Два дня прожил я в Блаубойрене, в архитектурно ужасной, но очень полюбившейся мне новой пристройке монастыря. Не всегда я чувствовал себя хорошо, я не спал ночами, страдал от всяких помех, с тоской думал о предстоящем Ульме, со страхом вспоминал свой скит на юге, смотрел иногда с чистейшей завистью на своего друга, у которого есть служба, разумная деятельность, каждодневные обязанности, – но все это происходило лишь попутно и не было важно; необычайно важно было все другое. Прекрасны были встречи с учениками монастырской школы, для которых я представлял некую достопримечательность; сам некогда ученик такой школы, недолго выдержавший в монастыре в свои пятнадцать лет и сбежавший оттуда, я еще как-то фигурировал в ходивших по этим заведениям легендах. Но как же так? Неужели этим красивым мальчикам с гладкими, милыми, детскими лицами было действительно столько же лет, сколько нам, когда мы учились в монастыре? Возможно ли, чтобы за этими лбами и светлыми вихрами кипели те же проблемы, что некогда в нас, та же диалектика, та же готовность философствовать, те же пламенные идеалы? Мой друг тоже считал, что эта сегодняшняя молодежь, чья жизнь в монастыре была, кстати сказать, куда легче, чем наша, что эта молодежь гораздо менее сложна, чем мы, и живет легче. Но когда он это говорил, моему милому Вильгельму уже не было пятнадцать лет, и мне тоже не было, и вокруг глаз у нас хватало морщин, и седина в наших волосах бесстыдно лезла на свет.
Прекрасен и значителен был наш первый поход к Блаутопфу, под деревьями по сказочной воде плавали желтые листья, пруд и ручей были полны гусей и уток, глубоко на дне сидела и посылала наверх синеватую улыбку прекрасная Лау, одиноко и безнадежно стоял рядом трогательно-смешной памятник какому-то давнему королю. Все пахло родиной, Швабией, ржаным хлебом и сказками, и опять я подивился тому, как мало известен этот замечательно живой, совершенно особенный пейзаж новейшим немецким художникам. Всюду таилась Лау, все дышало юностью и детством, мечтами и медовыми пряниками, и не менее Гёльдерлином и Мёрике, и я не жалел, что никаких памятников им здесь не поставили. Это было понятно, у швабов всегда было больше поэтов, чем королей.

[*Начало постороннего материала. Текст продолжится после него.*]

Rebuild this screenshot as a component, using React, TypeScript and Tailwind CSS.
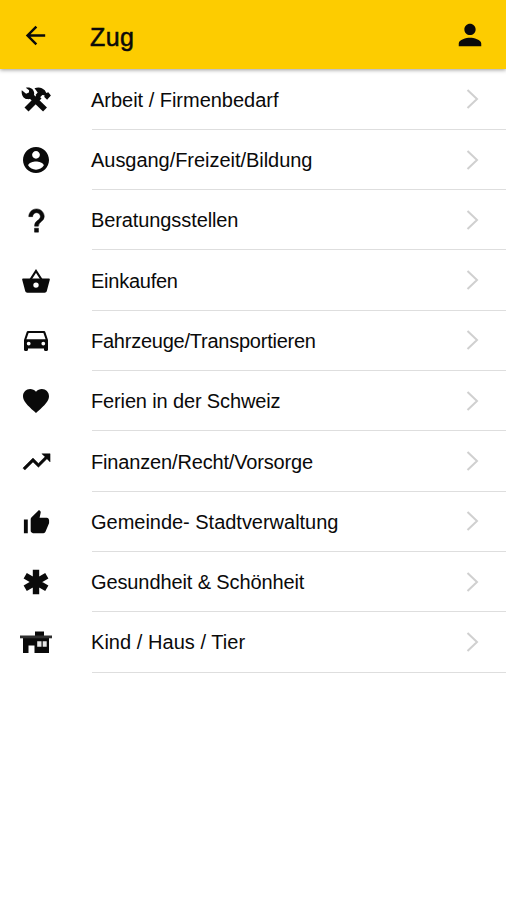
import type { ReactNode } from "react";
import {
  IoMdArrowBack,
  IoMdContact,
  IoMdHeart,
  IoMdHelp,
  IoMdPerson,
  IoMdThumbsUp,
  IoMdTrendingUp,
} from "react-icons/io";

function ToolsIcon() {
  return (
    <svg viewBox="0 0 30 25" className="h-[25px] w-[30px] shrink-0" fill="none" stroke="currentColor">
      {/* hammer */}
      <path d="M5.500 22.500L18.500 9.500" strokeWidth="5.600" />
      <path
        d="M13.500 1.200c4-1.600 7.600-.8 10.300 2.100l1.500 2.600 2-.6 2.600 3.200-3.800 4.300-2.800-2.700.2-1.800-2.200-.3-3.600 3.700-3.200-3.700 2.200-2.600z"
        fill="currentColor"
        stroke="none"
      />
      {/* wrench */}
      <path d="M8.500 7.500L24 22.500" strokeWidth="5.600" />
      <path
        d="M.8 3.200l4.300 3.600 2.800-1.200.2-2.400L4.800.8C9-.5 13 2 13.200 6.300c0 4-3.500 6.500-7.200 5.800C2.300 11.500 0 7.500.8 3.200z"
        fill="currentColor"
        stroke="none"
      />
    </svg>
  );
}

function BasketIcon() {
  return (
    <svg viewBox="0 0 28 24" className="h-6 w-7" fill="currentColor">
      <path d="M8.500 10.500L14 2l5.500 8.500" fill="none" stroke="currentColor" strokeWidth="2.200" />
      <path
        fillRule="evenodd"
        d="M1.200 9.500h25.600c.8 0 1.200.6 1 1.300l-3 11.300c-.3 1.100-1.100 1.700-2.200 1.700H5.400c-1.100 0-1.900-.6-2.200-1.700L.2 10.800c-.2-.7.200-1.300 1-1.300zM14 13.400a2.700 2.700 0 100 5.400 2.700 2.700 0 000-5.400z"
      />
    </svg>
  );
}

function CarIcon() {
  return (
    <svg viewBox="0 0 24 20" className="h-5 w-6" fill="currentColor">
      <path
        fillRule="evenodd"
        d="M4.500 0h15c1 0 1.700.5 2 1.400L24 9v9.800c0 .7-.5 1.200-1.200 1.200h-1.600c-.7 0-1.200-.5-1.200-1.200V17.500H4v1.300c0 .7-.5 1.200-1.200 1.200H1.200C.5 20 0 19.500 0 18.800V9l2.500-7.600C2.800.5 3.500 0 4.500 0zM4.600 1.900L2.400 8.300h19.200l-2.200-6.400zM4.700 10.700a1.900 1.900 0 100 3.800 1.900 1.900 0 000-3.800zM19.300 10.700a1.900 1.900 0 100 3.800 1.900 1.900 0 000-3.800z"
      />
    </svg>
  );
}

function MedicalIcon() {
  return (
    <svg viewBox="0 0 26 26" className="size-[26px]" stroke="currentColor" strokeWidth="6.400">
      <path d="M13 .8v24.400M2.200 6.800l21.600 12.400M23.800 6.800L2.200 19.200" />
    </svg>
  );
}

function HouseIcon() {
  return (
    <svg viewBox="0 0 34 24" className="h-6 w-[34px] shrink-0">
      <path fill="#0a0a0a" d="M16 1.500h9V6h-9zM4 8h26v15H15.500v-7.500h-6V23H4z" />
      <path fill="#2f2f2f" d="M1 5.500h32v2.800H1z" />
      <path fill="#e8e8e8" d="M18.200 11.200h4.300v5.500h-4.300zM23.700 11.200h4v5.500h-4z" />
    </svg>
  );
}

const categories: { label: string; icon: ReactNode; tracking: string }[] = [
  { label: "Arbeit / Firmenbedarf", icon: <ToolsIcon />, tracking: "tracking-[-0.02px]" },
  { label: "Ausgang/Freizeit/Bildung", icon: <IoMdContact size={32} />, tracking: "tracking-[-0.04px]" },
  { label: "Beratungsstellen", icon: <IoMdHelp size={31} stroke="currentColor" strokeWidth={8} />, tracking: "tracking-[-0.1px]" },
  { label: "Einkaufen", icon: <BasketIcon />, tracking: "tracking-[-0.25px]" },
  { label: "Fahrzeuge/Transportieren", icon: <CarIcon />, tracking: "tracking-[-0.24px]" },
  { label: "Ferien in der Schweiz", icon: <IoMdHeart size={32} />, tracking: "tracking-[-0.14px]" },
  { label: "Finanzen/Recht/Vorsorge", icon: <IoMdTrendingUp size={31} stroke="currentColor" strokeWidth={8} />, tracking: "tracking-[-0.16px]" },
  { label: "Gemeinde- Stadtverwaltung", icon: <IoMdThumbsUp size={31} />, tracking: "tracking-[-0.02px]" },
  { label: "Gesundheit & Schönheit", icon: <MedicalIcon />, tracking: "tracking-[-0.11px]" },
  { label: "Kind / Haus / Tier", icon: <HouseIcon />, tracking: "tracking-[0.04px]" },
];

export default function App() {
  return (
    <div className="min-h-screen bg-white font-['Liberation_Sans',Arial,sans-serif] text-[#0a0a0a]">
      <header className="relative flex h-[69px] items-center bg-[#fdcc00] shadow-[0_1px_4px_rgba(0,0,0,0.4)]">
        <button aria-label="Zurück" className="flex w-[90px] justify-center pt-px pr-[19px]">
          <IoMdArrowBack size={29} />
        </button>
        <h1 className="flex-1 pt-[4px] text-[25px] leading-8 tracking-[0.4px] [-webkit-text-stroke:0.5px_currentColor]">
          Zug
        </h1>
        <button aria-label="Profil" className="mr-[21px]">
          <IoMdPerson size={30} />
        </button>
      </header>

      <ul className="pt-[0.6px]">
        {categories.map(({ label, icon, tracking }) => (
          <li key={label} className="flex h-[60.3px] items-stretch">
            <div className="flex w-[72px] items-center justify-center">{icon}</div>
            <div className="ml-5 flex flex-1 items-center justify-between border-b border-[#dedede] pr-[27px]">
              <span className={`-ml-px pt-[1px] text-[20px] leading-7 ${tracking}`}>{label}</span>
              <svg viewBox="0 0 13 20" className="h-5 w-[13px]" fill="none" stroke="#d0d0d0" strokeWidth="2">
                <path d="M1.5 1l9.500 9-9.500 9" />
              </svg>
            </div>
          </li>
        ))}
      </ul>
    </div>
  );
}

А наш поход в Погреб Монахинь! По крутой лестнице и через сумрачные сводчатые сени наш проводник привел нас в высокий, прочно и красиво сложенный каменный погреб, показал нам страны света, показал, откуда шел подземный водоток, а когда я нетерпеливо спросил о купальщице, он осветил фонариком угол этого торжественного покоя, и мы увидели обычное безобразие – гладкое, сравнительно недавно зацементированное пятно. Вот где, значит, было купалище Лау! Под этим проклятым цементным пятном текла таинственная, прохладная вода, в которой плавала красавица, по грудь в воде. К счастью, эти зодчие оставили хоть дыру в цементе, покрытую тоже цементной крышкой, которую мы и подняли, и тогда в бледном луче света слабо блеснула черная вода, после чего мы снова закрыли дыру, как закрывают поруганный труп.
Сейчас я вспомнил, что забыл сообщить об одном маленьком событии, относящемся к баденским дням. Как-то в приемной врача я познакомился там с одним жителем Ульма, и он пригласил меня пожить у него, и вот он стоял на перроне, а с ним один мой старый ульмский знакомый, который когда-то, больше двадцати лет назад, впервые показал мне этот город. Я попал в приветливый дом, с детьми, с милыми людьми, это не была чужбина, я находился еще в Швабии. Зато теперь начиналось исполнение обязанностей. Едва приехав, я должен был переодеться и подумать о своем публичном выступлении, а такого желания у меня не было, хоть я и сейчас не могу полностью понять причины своего поведения. Но надо все-таки по возможности разобрать доступные моему пониманию причинные связи.